According to official data, in Romania a third of the households (almost 2.5 million) are heated directly with natural gas, using apartment boilers or even stoves with extremely low energy capacity (at least 250,000 homes). This may sound like being very far from the ambitious goals and objectives set by the EU but I am confident that positive changes will happen at an accelerated pace. Based on my local managerial experience of more than 20 years, I would say that the best news for Romania is that it has more and more informed consumers. Romanian consumers have become very open to new technology, they understand the advantages of modern solutions. This makes me believe that they will lead at an accelerated pace the change of local paradigm in thermal comfort. 

The heat pumps market is very dynamic, with consumer demand growing fast in recent years. In this context, a company needs to constantly innovate to keep abreast of competitors. What is Ariston doing in that regard?

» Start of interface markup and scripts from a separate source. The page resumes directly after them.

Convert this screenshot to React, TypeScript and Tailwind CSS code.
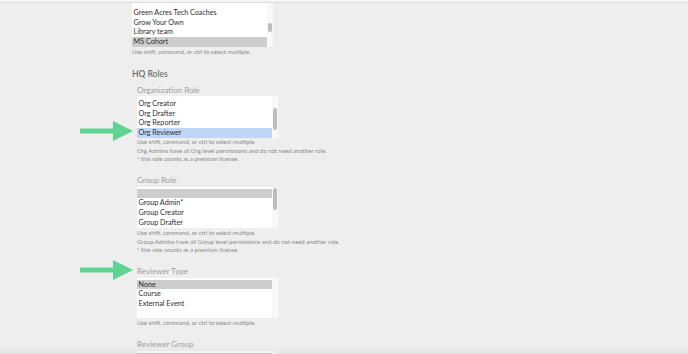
type Item = { label: string; tone?: "gray" | "blue" };

function Arrow({ top }: { top: number }) {
  // green annotation arrow pointing at a field
  return (
    <svg
      className="absolute left-[80px]"
      style={{ top }}
      width="54"
      height="20"
      viewBox="0 0 54 20"
    >
      <rect x="0" y="7.5" width="35" height="5" fill="#5fd391" />
      <polygon points="33,0 53,10 33,20" fill="#5fd391" />
    </svg>
  );
}

function ListBox({
  items,
  height,
  offset,
  thumb,
}: {
  items: Item[];
  height: string;
  offset: string;
  thumb?: { top: string; h: string };
}) {
  return (
    <div className={`flex ${height} overflow-hidden`}>
      <div className="w-[135px] bg-white overflow-hidden">
        <div className={offset}>
          {items.map((it, i) => (
            <div
              key={i}
              className={`h-[9.7px] leading-[9.7px] pl-[1.5px] text-[7.2px] text-[#2f2f2f] whitespace-nowrap ${
                it.tone === "gray" ? "bg-[#cdcdcd]" : it.tone === "blue" ? "bg-[#bfd6f7]" : ""
              }`}
            >
              {it.label}
            </div>
          ))}
        </div>
      </div>
      <div className="w-[6px] bg-[#f8f8f8] flex flex-col items-center">
        {thumb && (
          <div className={`${thumb.top} ${thumb.h} w-[3.5px] rounded-full bg-[#bdbdbd]`} />
        )}
      </div>
    </div>
  );
}

function Help({ lines, className = "" }: { lines: string[]; className?: string }) {
  return (
    <div className={`text-[6px] leading-[8.8px] text-[#8a8a8a] ${className}`}>
      {lines.map((l) => (
        <div key={l}>{l}</div>
      ))}
    </div>
  );
}

const multi = "Use shift, command, or ctrl to select multiple.";

export default function App() {
  return (
    <div
      className="relative w-[688px] h-[354px] overflow-hidden bg-[#eeeeee]"
      style={{ fontFamily: "Lato, 'Noto Sans', sans-serif" }}
    >
      <div className="h-[3px] bg-[#f5f5f5] border-b border-[#dcdcdc]" />

      <div className="pl-[132px] flex flex-col">
        {/* groups list (scrolled) */}
        <ListBox
          height="h-[44px]"
          offset="-mt-[4.8px]"
          thumb={{ top: "mt-[20px]", h: "h-[9px]" }}
          items={[
            { label: "" },
            { label: "Green Acres Tech Coaches" },
            { label: "Grow Your Own" },
            { label: "Library team" },
            { label: "MS Cohort", tone: "gray" },
          ]}
        />
        <Help lines={[multi]} className="mt-[1px]" />

        <div className="mt-[11px] h-[12px] leading-[12px] text-[8.5px] font-semibold text-[#6f6f6f]">
          HQ Roles
        </div>

        <div className="pl-[5px] flex flex-col">
          {/* Organization Role */}
          <div className="mt-[5px] h-[10px] leading-[10px] text-[8px] text-[#9d9d9d]">
            Organization Role
          </div>
          <div className="mt-[1px]">
            <ListBox
              height="h-[42px]"
              offset="-mt-[6.5px]"
              thumb={{ top: "mt-[12px]", h: "h-[22px]" }}
              items={[
                { label: "" },
                { label: "Org Creator" },
                { label: "Org Drafter" },
                { label: "Org Reporter" },
                { label: "Org Reviewer", tone: "blue" },
              ]}
            />
          </div>
          <Help
            lines={[
              multi,
              "Org Admins have all Org level permissions and do not need another role.",
              "* this role counts as a premium license.",
            ]}
          />

          {/* Group Role */}
          <div className="mt-[10.6px] h-[10px] leading-[10px] text-[8px] text-[#9d9d9d]">
            Group Role
          </div>
          <div className="mt-[2px]">
            <ListBox
              height="h-[41px]"
              offset="pt-[2px]"
              thumb={{ top: "mt-[1px]", h: "h-[22px]" }}
              items={[
                { label: "", tone: "gray" },
                { label: "Group Admin*" },
                { label: "Group Creator" },
                { label: "Group Drafter" },
              ]}
            />
          </div>
          <Help
            className="mt-[1px]"
            lines={[
              multi,
              "Group Admins have all Group level permissions and do not need another role.",
              "* this role counts as a premium license.",
            ]}
          />

          {/* Reviewer Type */}
          <div className="mt-[10.6px] h-[10px] leading-[10px] text-[8px] text-[#9d9d9d]">
            Reviewer Type
          </div>
          <div className="mt-[2px]">
            <ListBox
              height="h-[40px]"
              offset="pt-[2px]"
              items={[
                { label: "None", tone: "gray" },
                { label: "Course" },
                { label: "External Event" },
              ]}
            />
          </div>
          <Help lines={[multi]} className="mt-[1px]" />

          {/* Reviewer Group */}
          <div className="mt-[11px] h-[10px] leading-[10px] text-[8px] text-[#9d9d9d]">
            Reviewer Group
          </div>
          <div className="mt-[2px]">
            <ListBox
              height="h-[20px]"
              offset="pt-[2px]"
              items={[{ label: "", tone: "gray" }]}
            />
          </div>
        </div>
      </div>

      <Arrow top={121} />
      <Arrow top={260} />

      <div className="absolute left-0 right-0 bottom-0 h-[8px] bg-gradient-to-b from-transparent to-black/5" />
    </div>
  );
}
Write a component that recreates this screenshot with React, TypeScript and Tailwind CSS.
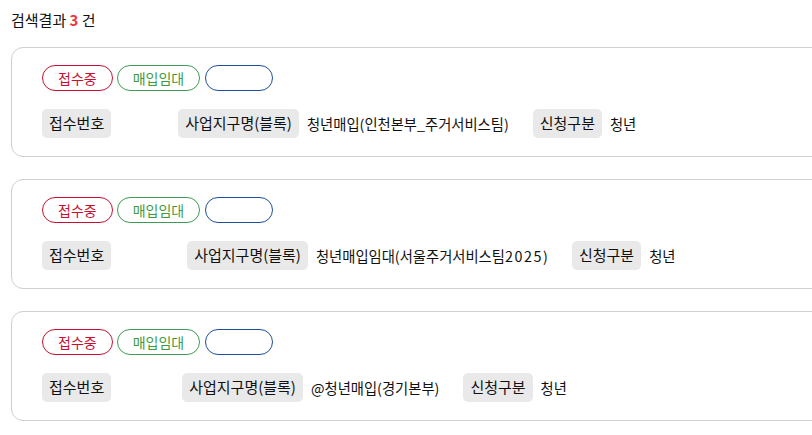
import React from "react";

type Item = { area: React.ReactNode; gap: number };

const items: Item[] = [
  { area: "청년매입(인천본부_주거서비스팀)", gap: 35 },
  {
    area: (
      <>
        청년매입임대(서울주거서비스팀<span className="tracking-[1.6px]">2025</span>)
      </>
    ),
    gap: 44,
  },
  { area: "@청년매입(경기본부)", gap: 39 },
];

function Label({ children }: { children: React.ReactNode }) {
  return (
    <span className="inline-flex h-[29px] items-center rounded-[5px] bg-[#e9e9e9] px-[7px] text-[15px] text-[#111]">
      {children}
    </span>
  );
}

function Card({ item }: { item: Item }) {
  return (
    <div className="w-[840px] rounded-[12px] border border-[#cfcfcf] bg-white pt-[17px] pb-[18px] pl-[30px]">
      <div className="flex items-center gap-[4px]">
        <span className="inline-flex h-[26px] items-center rounded-full border border-[#c8102e] px-[15px] text-[14px] text-[#c8102e]">
          접수중
        </span>
        <span className="inline-flex h-[26px] items-center rounded-full border border-[#3c9c55] px-[15px] text-[14px] text-[#3f9a3f]">
          매입임대
        </span>
        <span className="ml-[1px] inline-flex h-[26px] w-[68px] items-center rounded-full border border-[#1c4f9c]"></span>
      </div>
      <div className="mt-[18px] flex h-[29px] items-center text-[14.3px] text-[#111]">
        <Label>접수번호</Label>
        <span className="ml-[8px]" style={{ width: item.gap }}></span>
        <span className="ml-[24px]">
          <Label>사업지구명(블록)</Label>
        </span>
        <span className="ml-[8px]">{item.area}</span>
        <span className="ml-[24px]">
          <Label>신청구분</Label>
        </span>
        <span className="ml-[8px]">청년</span>
      </div>
    </div>
  );
}

export default function App() {
  return (
    <div
      className="h-[435px] w-[812px] overflow-hidden bg-white pl-[11px]"
      style={{ fontFamily: '"Noto Sans CJK KR", "Noto Sans", sans-serif' }}
    >
      <div className="pt-[9px] text-[15px] leading-[22px] text-[#111]">
        검색결과 <span className="font-bold text-[#e8383d]">3</span> 건
      </div>
      <div className="mt-[16px] flex flex-col gap-[22px]">
        {items.map((it, i) => (
          <Card key={i} item={it} />
        ))}
      </div>
    </div>
  );
}
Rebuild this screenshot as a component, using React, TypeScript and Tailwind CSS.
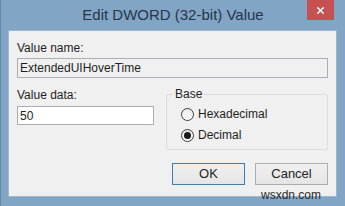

As one of the global leaders in the sustainable thermal comfort sector, Ariston keeps R&D at the core of its strategy, through 25 production sites and 25 R&D centres across five continents. We have said it on different occasions – we are now going through transformative times in the energy sector and anticipating structural changes has become crucial for every business. Our goal is to continue designing and offering highly energy efficient solutions, which increasingly rely on renewable sources of energy, while improving the efficiency of the installed park. To achieve this across all our product lines, we are channelling investments in R&D, production capacity and the necessary skills and resources needed to contribute to the transition, which will lead to a significant avoidance of CO2 emissions.

On a local level, I mentioned earlier that a vast majority of households still use natural gas as the main heating fuel. For them we have come up with a hybrid solution, made up from a boiler and heat pump that takes turns in functioning, to be able to optimise the energy consumption. We call it the middle ground, which paves the way towards sustainability and a greener future, but takes in consideration the local context.